The bulbs are large – fist-sized even – and we tried to get around all the plants last winter to dig and divide them. They haven’t had any attention for many, many years but when the clumps get too congested, the tops tend to fall over if they are not staked. The freshly divided patches are mostly standing up like little soldiers without any assistance. Some of the taller ones can get over 2m high and they need some support though often I will intertwine them through neighbouring plants.

You can sometimes find lily bulbs for sale in garden centres in winter. Make sure you avoid any dry, shrivelled specimens – they do not like to be dried out completely even when dormant. You may be lucky and find some auratums but they are not widely offered on the NZ market despite their spectacular summer display.

Tikorangi Notes: Friday 21 January, 2011

Auratum lilies - a mainstay of our summer garden

Auratum lilies - a mainstay of our summer garden

LATEST POSTS: Friday 21 January, 2010

1) Mid summer is the time for auratum lilies – Plant Collector this week.

2) Garden tasks for the week.

3) In Outdoor Classroom this week, we take the first of a two part look at making compost – simple options.

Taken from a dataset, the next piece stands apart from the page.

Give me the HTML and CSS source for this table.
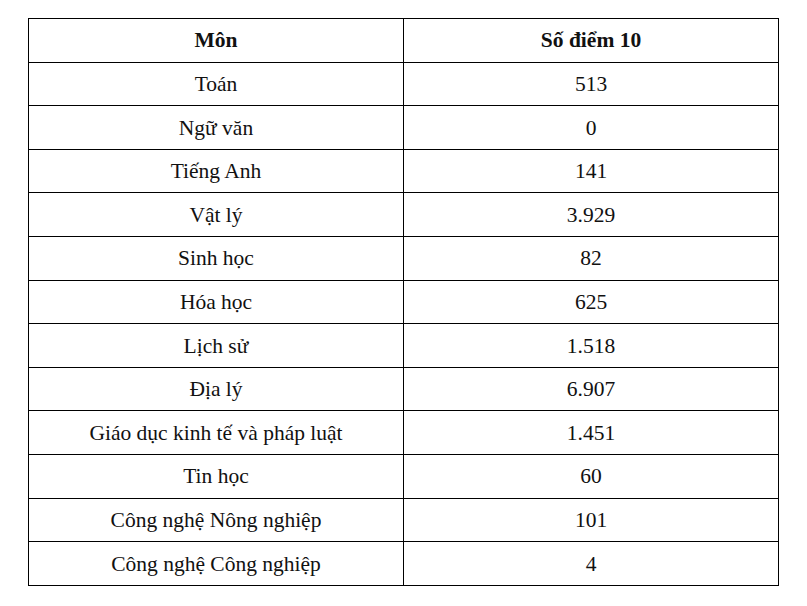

TIKORANGI NOTES: Friday 21 January, 2010

The auratum lilies are a highlight of summer here. We have yet to master the classic summer herbaceous borders but we can do the auratums well. Divinely scented, big, bold and impossible to ignore, they grow well in both full sun and semi shade. Fortunately, the lily beetle which we saw in English gardens, has not made its way past border control here. That is certainly one pest we can do without.